* Goal of the exercise *
Each line of the material must be repeated precisely, with the pictures left out.
------------------------------
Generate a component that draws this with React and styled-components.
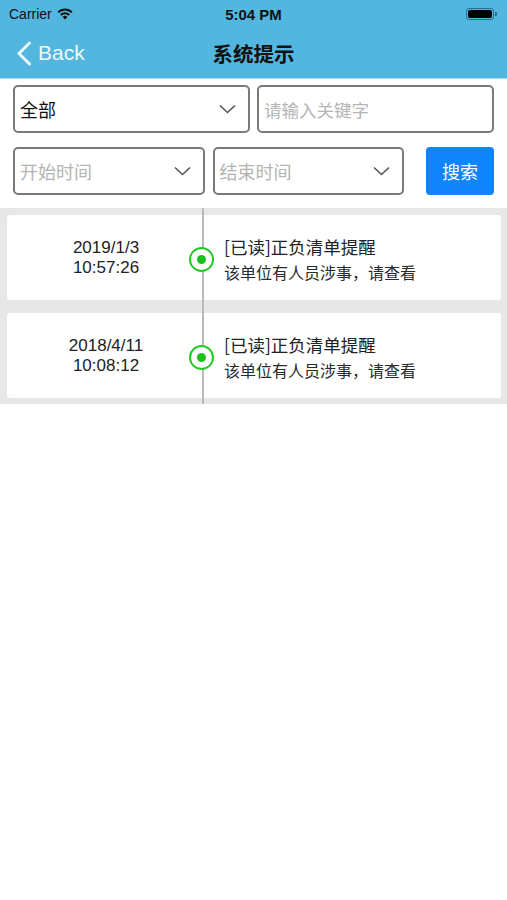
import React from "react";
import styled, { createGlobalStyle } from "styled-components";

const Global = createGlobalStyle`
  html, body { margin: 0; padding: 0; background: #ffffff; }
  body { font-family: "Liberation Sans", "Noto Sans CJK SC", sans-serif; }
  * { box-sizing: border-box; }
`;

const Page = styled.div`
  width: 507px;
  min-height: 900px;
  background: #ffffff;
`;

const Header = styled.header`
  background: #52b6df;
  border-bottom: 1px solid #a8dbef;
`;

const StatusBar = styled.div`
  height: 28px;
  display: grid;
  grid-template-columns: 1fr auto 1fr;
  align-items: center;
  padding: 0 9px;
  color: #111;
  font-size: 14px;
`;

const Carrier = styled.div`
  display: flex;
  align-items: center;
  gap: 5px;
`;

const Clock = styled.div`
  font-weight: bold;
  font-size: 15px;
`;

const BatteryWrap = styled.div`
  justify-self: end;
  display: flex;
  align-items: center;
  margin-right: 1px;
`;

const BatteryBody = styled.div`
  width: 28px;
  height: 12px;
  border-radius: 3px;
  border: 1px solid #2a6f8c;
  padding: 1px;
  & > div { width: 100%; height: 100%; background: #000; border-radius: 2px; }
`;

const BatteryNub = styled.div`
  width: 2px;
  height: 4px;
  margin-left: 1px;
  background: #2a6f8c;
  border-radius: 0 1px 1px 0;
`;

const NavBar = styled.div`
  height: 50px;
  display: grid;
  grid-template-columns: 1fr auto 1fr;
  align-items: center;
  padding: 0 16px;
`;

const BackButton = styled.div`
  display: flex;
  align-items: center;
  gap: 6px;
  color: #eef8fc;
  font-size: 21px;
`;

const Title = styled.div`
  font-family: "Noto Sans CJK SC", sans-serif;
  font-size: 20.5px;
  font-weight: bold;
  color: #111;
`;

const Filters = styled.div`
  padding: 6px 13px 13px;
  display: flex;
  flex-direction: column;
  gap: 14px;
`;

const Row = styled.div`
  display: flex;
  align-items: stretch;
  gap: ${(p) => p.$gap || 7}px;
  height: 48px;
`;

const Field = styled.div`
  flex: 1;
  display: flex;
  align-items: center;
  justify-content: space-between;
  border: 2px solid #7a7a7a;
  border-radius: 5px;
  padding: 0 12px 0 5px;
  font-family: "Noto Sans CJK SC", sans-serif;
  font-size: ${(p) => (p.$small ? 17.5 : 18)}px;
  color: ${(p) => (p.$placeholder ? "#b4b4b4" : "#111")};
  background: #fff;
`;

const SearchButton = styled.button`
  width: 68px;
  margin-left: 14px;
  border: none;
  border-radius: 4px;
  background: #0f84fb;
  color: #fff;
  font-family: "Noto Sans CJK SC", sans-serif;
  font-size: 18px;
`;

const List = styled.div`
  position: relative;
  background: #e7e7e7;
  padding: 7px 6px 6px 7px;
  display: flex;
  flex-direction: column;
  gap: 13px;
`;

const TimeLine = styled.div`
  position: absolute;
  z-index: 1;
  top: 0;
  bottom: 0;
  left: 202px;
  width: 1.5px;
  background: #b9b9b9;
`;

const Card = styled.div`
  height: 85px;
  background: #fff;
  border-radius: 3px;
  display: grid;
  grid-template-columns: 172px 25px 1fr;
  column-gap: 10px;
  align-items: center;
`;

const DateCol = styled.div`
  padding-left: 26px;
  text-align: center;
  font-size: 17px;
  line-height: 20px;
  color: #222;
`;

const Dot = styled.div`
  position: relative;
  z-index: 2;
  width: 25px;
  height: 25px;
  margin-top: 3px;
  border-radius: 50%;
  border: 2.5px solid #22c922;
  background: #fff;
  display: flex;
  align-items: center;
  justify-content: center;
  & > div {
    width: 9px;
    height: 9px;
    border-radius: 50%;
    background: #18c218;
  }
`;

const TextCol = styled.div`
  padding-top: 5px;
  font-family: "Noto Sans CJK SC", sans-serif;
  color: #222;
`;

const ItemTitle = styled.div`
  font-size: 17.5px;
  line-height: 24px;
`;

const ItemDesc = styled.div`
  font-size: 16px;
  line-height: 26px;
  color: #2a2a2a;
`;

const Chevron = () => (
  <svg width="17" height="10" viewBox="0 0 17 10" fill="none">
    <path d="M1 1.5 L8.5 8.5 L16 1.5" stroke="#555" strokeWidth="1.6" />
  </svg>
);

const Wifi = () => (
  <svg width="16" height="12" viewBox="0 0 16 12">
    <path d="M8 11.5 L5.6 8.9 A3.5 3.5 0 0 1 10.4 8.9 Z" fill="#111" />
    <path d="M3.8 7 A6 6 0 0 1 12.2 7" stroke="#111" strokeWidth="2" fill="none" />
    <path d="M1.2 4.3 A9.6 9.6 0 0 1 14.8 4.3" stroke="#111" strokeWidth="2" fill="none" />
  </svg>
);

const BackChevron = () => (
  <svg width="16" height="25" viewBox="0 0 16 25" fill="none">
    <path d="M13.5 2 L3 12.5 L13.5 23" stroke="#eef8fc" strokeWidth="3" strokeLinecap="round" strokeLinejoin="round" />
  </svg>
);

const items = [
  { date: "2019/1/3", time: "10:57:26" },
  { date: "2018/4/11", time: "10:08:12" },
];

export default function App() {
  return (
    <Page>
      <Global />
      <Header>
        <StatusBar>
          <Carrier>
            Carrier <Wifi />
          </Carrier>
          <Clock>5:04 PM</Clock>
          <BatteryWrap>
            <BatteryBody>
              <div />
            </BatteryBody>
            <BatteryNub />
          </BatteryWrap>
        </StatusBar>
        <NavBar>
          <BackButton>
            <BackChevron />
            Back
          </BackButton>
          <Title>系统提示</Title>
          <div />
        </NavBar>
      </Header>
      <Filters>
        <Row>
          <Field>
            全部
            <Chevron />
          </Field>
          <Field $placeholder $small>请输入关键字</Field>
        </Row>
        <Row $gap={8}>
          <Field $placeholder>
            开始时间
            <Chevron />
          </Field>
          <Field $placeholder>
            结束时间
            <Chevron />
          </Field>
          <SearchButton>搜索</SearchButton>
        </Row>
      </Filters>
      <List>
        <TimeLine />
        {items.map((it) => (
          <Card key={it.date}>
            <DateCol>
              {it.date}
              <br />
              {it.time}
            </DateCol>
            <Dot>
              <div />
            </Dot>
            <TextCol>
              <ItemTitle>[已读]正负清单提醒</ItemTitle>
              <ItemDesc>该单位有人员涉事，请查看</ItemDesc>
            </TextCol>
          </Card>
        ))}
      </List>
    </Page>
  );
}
------------------------------
* Finished exercise *
Generate a component that draws this with React and styled-components.
import React from "react";
import styled, { createGlobalStyle } from "styled-components";

const Global = createGlobalStyle`
  html, body { margin: 0; padding: 0; background: #ffffff; }
  body { font-family: "Liberation Sans", "Noto Sans CJK SC", sans-serif; }
  * { box-sizing: border-box; }
`;

const Page = styled.div`
  width: 507px;
  min-height: 900px;
  background: #ffffff;
`;

const Header = styled.header`
  background: #52b6df;
  border-bottom: 1px solid #a8dbef;
`;

const StatusBar = styled.div`
  height: 28px;
  display: grid;
  grid-template-columns: 1fr auto 1fr;
  align-items: center;
  padding: 0 9px;
  color: #111;
  font-size: 14px;
`;

const Carrier = styled.div`
  display: flex;
  align-items: center;
  gap: 5px;
`;

const Clock = styled.div`
  font-weight: bold;
  font-size: 15px;
`;

const BatteryWrap = styled.div`
  justify-self: end;
  display: flex;
  align-items: center;
  margin-right: 1px;
`;

const BatteryBody = styled.div`
  width: 28px;
  height: 12px;
  border-radius: 3px;
  border: 1px solid #2a6f8c;
  padding: 1px;
  & > div { width: 100%; height: 100%; background: #000; border-radius: 2px; }
`;

const BatteryNub = styled.div`
  width: 2px;
  height: 4px;
  margin-left: 1px;
  background: #2a6f8c;
  border-radius: 0 1px 1px 0;
`;

const NavBar = styled.div`
  height: 50px;
  display: grid;
  grid-template-columns: 1fr auto 1fr;
  align-items: center;
  padding: 0 16px;
`;

const BackButton = styled.div`
  display: flex;
  align-items: center;
  gap: 6px;
  color: #eef8fc;
  font-size: 21px;
`;

const Title = styled.div`
  font-family: "Noto Sans CJK SC", sans-serif;
  font-size: 20.5px;
  font-weight: bold;
  color: #111;
`;

const Filters = styled.div`
  padding: 6px 13px 13px;
  display: flex;
  flex-direction: column;
  gap: 14px;
`;

const Row = styled.div`
  display: flex;
  align-items: stretch;
  gap: ${(p) => p.$gap || 7}px;
  height: 48px;
`;

const Field = styled.div`
  flex: 1;
  display: flex;
  align-items: center;
  justify-content: space-between;
  border: 2px solid #7a7a7a;
  border-radius: 5px;
  padding: 0 12px 0 5px;
  font-family: "Noto Sans CJK SC", sans-serif;
  font-size: ${(p) => (p.$small ? 17.5 : 18)}px;
  color: ${(p) => (p.$placeholder ? "#b4b4b4" : "#111")};
  background: #fff;
`;

const SearchButton = styled.button`
  width: 68px;
  margin-left: 14px;
  border: none;
  border-radius: 4px;
  background: #0f84fb;
  color: #fff;
  font-family: "Noto Sans CJK SC", sans-serif;
  font-size: 18px;
`;

const List = styled.div`
  position: relative;
  background: #e7e7e7;
  padding: 7px 6px 6px 7px;
  display: flex;
  flex-direction: column;
  gap: 13px;
`;

const TimeLine = styled.div`
  position: absolute;
  z-index: 1;
  top: 0;
  bottom: 0;
  left: 202px;
  width: 1.5px;
  background: #b9b9b9;
`;

const Card = styled.div`
  height: 85px;
  background: #fff;
  border-radius: 3px;
  display: grid;
  grid-template-columns: 172px 25px 1fr;
  column-gap: 10px;
  align-items: center;
`;

const DateCol = styled.div`
  padding-left: 26px;
  text-align: center;
  font-size: 17px;
  line-height: 20px;
  color: #222;
`;

const Dot = styled.div`
  position: relative;
  z-index: 2;
  width: 25px;
  height: 25px;
  margin-top: 3px;
  border-radius: 50%;
  border: 2.5px solid #22c922;
  background: #fff;
  display: flex;
  align-items: center;
  justify-content: center;
  & > div {
    width: 9px;
    height: 9px;
    border-radius: 50%;
    background: #18c218;
  }
`;

const TextCol = styled.div`
  padding-top: 5px;
  font-family: "Noto Sans CJK SC", sans-serif;
  color: #222;
`;

const ItemTitle = styled.div`
  font-size: 17.5px;
  line-height: 24px;
`;

const ItemDesc = styled.div`
  font-size: 16px;
  line-height: 26px;
  color: #2a2a2a;
`;

const Chevron = () => (
  <svg width="17" height="10" viewBox="0 0 17 10" fill="none">
    <path d="M1 1.5 L8.5 8.5 L16 1.5" stroke="#555" strokeWidth="1.6" />
  </svg>
);

const Wifi = () => (
  <svg width="16" height="12" viewBox="0 0 16 12">
    <path d="M8 11.5 L5.6 8.9 A3.5 3.5 0 0 1 10.4 8.9 Z" fill="#111" />
    <path d="M3.8 7 A6 6 0 0 1 12.2 7" stroke="#111" strokeWidth="2" fill="none" />
    <path d="M1.2 4.3 A9.6 9.6 0 0 1 14.8 4.3" stroke="#111" strokeWidth="2" fill="none" />
  </svg>
);

const BackChevron = () => (
  <svg width="16" height="25" viewBox="0 0 16 25" fill="none">
    <path d="M13.5 2 L3 12.5 L13.5 23" stroke="#eef8fc" strokeWidth="3" strokeLinecap="round" strokeLinejoin="round" />
  </svg>
);

const items = [
  { date: "2019/1/3", time: "10:57:26" },
  { date: "2018/4/11", time: "10:08:12" },
];

export default function App() {
  return (
    <Page>
      <Global />
      <Header>
        <StatusBar>
          <Carrier>
            Carrier <Wifi />
          </Carrier>
          <Clock>5:04 PM</Clock>
          <BatteryWrap>
            <BatteryBody>
              <div />
            </BatteryBody>
            <BatteryNub />
          </BatteryWrap>
        </StatusBar>
        <NavBar>
          <BackButton>
            <BackChevron />
            Back
          </BackButton>
          <Title>系统提示</Title>
          <div />
        </NavBar>
      </Header>
      <Filters>
        <Row>
          <Field>
            全部
            <Chevron />
          </Field>
          <Field $placeholder $small>请输入关键字</Field>
        </Row>
        <Row $gap={8}>
          <Field $placeholder>
            开始时间
            <Chevron />
          </Field>
          <Field $placeholder>
            结束时间
            <Chevron />
          </Field>
          <SearchButton>搜索</SearchButton>
        </Row>
      </Filters>
      <List>
        <TimeLine />
        {items.map((it) => (
          <Card key={it.date}>
            <DateCol>
              {it.date}
              <br />
              {it.time}
            </DateCol>
            <Dot>
              <div />
            </Dot>
            <TextCol>
              <ItemTitle>[已读]正负清单提醒</ItemTitle>
              <ItemDesc>该单位有人员涉事，请查看</ItemDesc>
            </TextCol>
          </Card>
        ))}
      </List>
    </Page>
  );
}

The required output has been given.